----- Data extract

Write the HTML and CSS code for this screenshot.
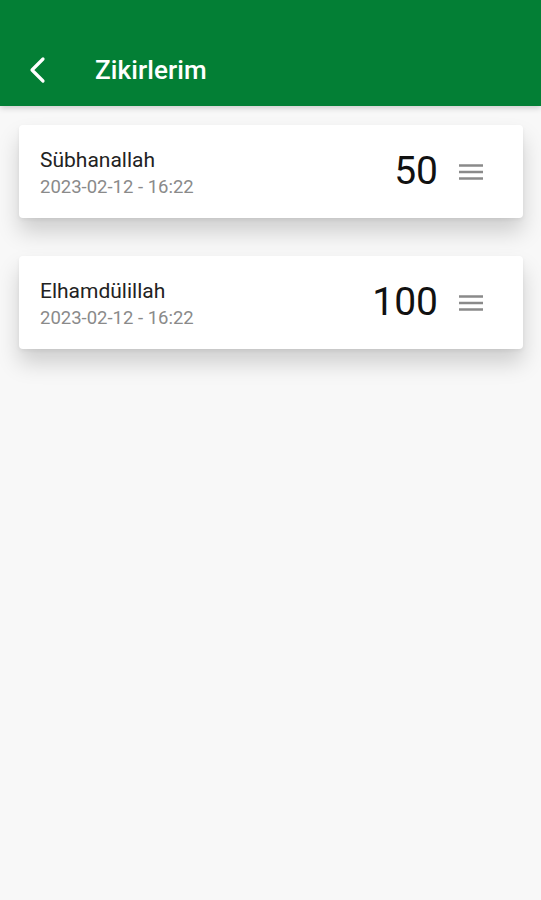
FILE: index.html
```html
<!DOCTYPE html>
<html lang="tr">
<head>
<meta charset="utf-8">
<title>Zikirlerim</title>
<link rel="stylesheet" href="styles.css">
</head>
<body>
<header class="appbar">
  <button class="back" aria-label="Geri">
    <svg width="20" height="28" viewBox="0 0 20 28"><path d="M15 3 L4 14 L15 25" fill="none" stroke="#fff" stroke-width="3.2" stroke-linecap="round" stroke-linejoin="round"/></svg>
  </button>
  <h1 class="title">Zikirlerim</h1>
</header>
<main class="list">
  <div class="card">
    <div class="info">
      <div class="name">Sübhanallah</div>
      <div class="date">2023-02-12 - 16:22</div>
    </div>
    <div class="count">50</div>
    <svg class="menu" width="26" height="18" viewBox="0 0 26 18"><path d="M1 2.5H25M1 9H25M1 15.5H25" stroke="#8a8a8a" stroke-width="2.4"/></svg>
  </div>
  <div class="card">
    <div class="info">
      <div class="name">Elhamdülillah</div>
      <div class="date">2023-02-12 - 16:22</div>
    </div>
    <div class="count">100</div>
    <svg class="menu" width="26" height="18" viewBox="0 0 26 18"><path d="M1 2.5H25M1 9H25M1 15.5H25" stroke="#8a8a8a" stroke-width="2.4"/></svg>
  </div>
</main>
</body>
</html>
```
FILE: styles.css
```css
* { box-sizing: border-box; }
html, body { margin: 0; padding: 0; }
body {
  background: #f8f8f8;
  font-family: Roboto, "Noto Sans", sans-serif;
  width: 541px;
  height: 900px;
  overflow: hidden;
}
.appbar {
  height: 106px;
  background: #037f35;
  display: flex;
  align-items: center;
  padding: 34px 0 0 28px;
  box-shadow: 0 2px 6px rgba(0,0,0,0.18);
  position: relative;
  z-index: 1;
}
.back {
  background: none;
  border: 0;
  padding: 0;
  width: 20px;
  height: 28px;
  display: flex;
}
.title {
  margin: 0 0 0 47px;
  color: #fff;
  font-size: 26px;
  font-weight: 500;
  letter-spacing: 0.1px;
}
.list {
  display: flex;
  flex-direction: column;
  gap: 38px;
  padding: 19px 18px 0 19px;
}
.card {
  height: 93px;
  background: #fff;
  border-radius: 4px;
  display: flex;
  align-items: center;
  padding: 0 39px 0 21px;
  box-shadow: 0 14px 22px rgba(0,0,0,0.17), 0 2px 4px rgba(0,0,0,0.06);
}
.info { flex: 1; display: flex; flex-direction: column; gap: 3px; padding-top: 1px; }
.name { font-size: 21px; color: #222; line-height: 26px; }
.date { font-size: 18.5px; color: #8a8a8a; line-height: 22px; }
.count {
  font-size: 39px;
  color: #111;
  margin-right: 20px;
  line-height: 1;
}
.menu { display: block; }
```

----------

### Work to be completed
Without the pictures, write out all of the material exactly.

### Answer to the task
Write the HTML and CSS code for this screenshot.
FILE: index.html
```html
<!DOCTYPE html>
<html lang="tr">
<head>
<meta charset="utf-8">
<title>Zikirlerim</title>
<link rel="stylesheet" href="styles.css">
</head>
<body>
<header class="appbar">
  <button class="back" aria-label="Geri">
    <svg width="20" height="28" viewBox="0 0 20 28"><path d="M15 3 L4 14 L15 25" fill="none" stroke="#fff" stroke-width="3.2" stroke-linecap="round" stroke-linejoin="round"/></svg>
  </button>
  <h1 class="title">Zikirlerim</h1>
</header>
<main class="list">
  <div class="card">
    <div class="info">
      <div class="name">Sübhanallah</div>
      <div class="date">2023-02-12 - 16:22</div>
    </div>
    <div class="count">50</div>
    <svg class="menu" width="26" height="18" viewBox="0 0 26 18"><path d="M1 2.5H25M1 9H25M1 15.5H25" stroke="#8a8a8a" stroke-width="2.4"/></svg>
  </div>
  <div class="card">
    <div class="info">
      <div class="name">Elhamdülillah</div>
      <div class="date">2023-02-12 - 16:22</div>
    </div>
    <div class="count">100</div>
    <svg class="menu" width="26" height="18" viewBox="0 0 26 18"><path d="M1 2.5H25M1 9H25M1 15.5H25" stroke="#8a8a8a" stroke-width="2.4"/></svg>
  </div>
</main>
</body>
</html>
```
FILE: styles.css
```css
* { box-sizing: border-box; }
html, body { margin: 0; padding: 0; }
body {
  background: #f8f8f8;
  font-family: Roboto, "Noto Sans", sans-serif;
  width: 541px;
  height: 900px;
  overflow: hidden;
}
.appbar {
  height: 106px;
  background: #037f35;
  display: flex;
  align-items: center;
  padding: 34px 0 0 28px;
  box-shadow: 0 2px 6px rgba(0,0,0,0.18);
  position: relative;
  z-index: 1;
}
.back {
  background: none;
  border: 0;
  padding: 0;
  width: 20px;
  height: 28px;
  display: flex;
}
.title {
  margin: 0 0 0 47px;
  color: #fff;
  font-size: 26px;
  font-weight: 500;
  letter-spacing: 0.1px;
}
.list {
  display: flex;
  flex-direction: column;
  gap: 38px;
  padding: 19px 18px 0 19px;
}
.card {
  height: 93px;
  background: #fff;
  border-radius: 4px;
  display: flex;
  align-items: center;
  padding: 0 39px 0 21px;
  box-shadow: 0 14px 22px rgba(0,0,0,0.17), 0 2px 4px rgba(0,0,0,0.06);
}
.info { flex: 1; display: flex; flex-direction: column; gap: 3px; padding-top: 1px; }
.name { font-size: 21px; color: #222; line-height: 26px; }
.date { font-size: 18.5px; color: #8a8a8a; line-height: 22px; }
.count {
  font-size: 39px;
  color: #111;
  margin-right: 20px;
  line-height: 1;
}
.menu { display: block; }
```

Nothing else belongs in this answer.